Searching over 5,500,000 cases.


searching
Buy This Entire Record For $7.95

Download the entire decision to receive the complete text, official citation,
docket number, dissents and concurrences, and footnotes for this case.

Learn more about what you receive with purchase of this case.

First State Underwriters Agency of New England Reinsurance Corp. v. Travelers Insurance Co.

argued: January 7, 1986.

FIRST STATE UNDERWRITERS AGENCY OF NEW ENGLAND REINSURANCE CORPORATION
v.
TRAVELERS INSURANCE COMPANY AND CERTAIN-TEED PRODUCTS CORPORATION AND ROLLINS, BURDICK, HUNTER, COMPANY OF PENNSYLVANIA, INC., (DEFENDANT THIRD-PARTY PLAINTIFF) V. JOHNSON & HIGGINS OF PENNSYLVANIA, INC. (THIRD-PARTY DEFENDANT), FIRST STATE UNDERWRITERS AGENCY OF NEW ENGLAND REINSURANCE CORPORATION, APPELLANT



On Appeal from the United States District Court for the District of New Jersey, D.C. Civ. No. 83-0566.

Author: Higginbotham

Before: WEIS, HIGGINBOTHAM and BECKER, Circuit Judges

Opinion OF THE COURT

A. LEON HIGGINBOTHAM, JR., Circuit Judge

This is an appeal from the final orders of the district court in a declaratory judgment action brought by First State Underwriters Agency of New England Reinsurance Corporation ("First State") pursuant to 28 U.S.C. § 1332 and 28 U.S.C. § 2201. The United States District Court for the District of New Jersey (1) granted summary judgment in favor of defendants. Certain-Teed Products Corporation ("Certain-Teed") and Travelers Insurance Company ("Travelers"); (2) denied First State's cross-motion for summary judgment; and (3) awarded attorney's fees to both defendants. For the reasons that follow, we will reverse and remand to the district court for proceedings consistent with this opinion.

I.

This appeal arises out of a complaint filed by First State against Certain-Teed and Travelers seeking a declaratory judgment concerning the rights and liabilities of the parties under a primary insurance policy issued by Travelers to Certain-Teed and certain umbrella policies issued by both First State and Travelers to Certain-Teed. During the relevant period Certain-Teed carried both a primary insurance policy and an excess umbrella policy issued by Travelers which covered the periods from July 1, 1974 to July 1, 1977, and July 1, 1974 to July 1, 1975 respectively. In addition, Certain-Teed was insured under an umbrella policy issued by First State effective September 17, 1975 through July 1, 1976.

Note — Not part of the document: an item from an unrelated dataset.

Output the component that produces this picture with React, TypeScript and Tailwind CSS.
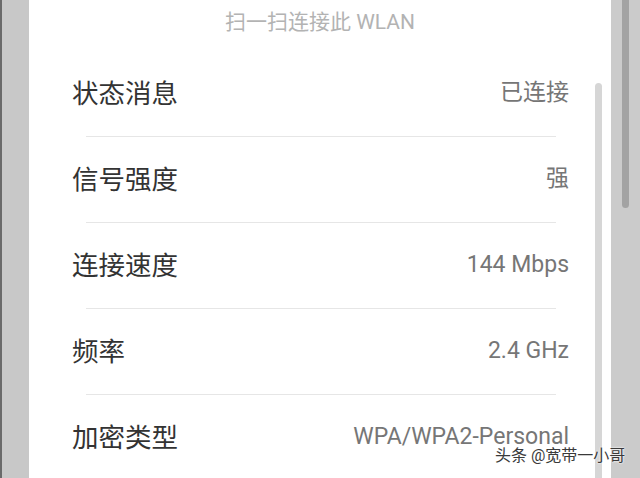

For several years prior to 1975, Certain-Teed, through its insurance broker, Johnson & Higgins ("J&H"), had maintained both its primary and excess comprehensive general liability policies with Travelers. Some time before July 1, 1975, Travelers informed Certain-Teed that the July 1 renewal premium for its umbrella policy, which provided Certain-Teed with coverage of $10,000,000 excess of the primary policy's $1,000,000 aggregate limit, would increase from approximately $12,500 to approximately $431,790. Due to Certain-Teed's unwillingness to pay the increased premium, J & H attempted to find another insurer for Certain-Teed's excess coverage, John Kutzler, Certain-Teed's insurance manager, renewed the Travelers primary policy and negotiated an agreement with Travelers under which the excess policy would continue in effect at a reduced premium from the July 1, 1975 renewal date until Certain-Teed purchased excess coverage from a different carrier.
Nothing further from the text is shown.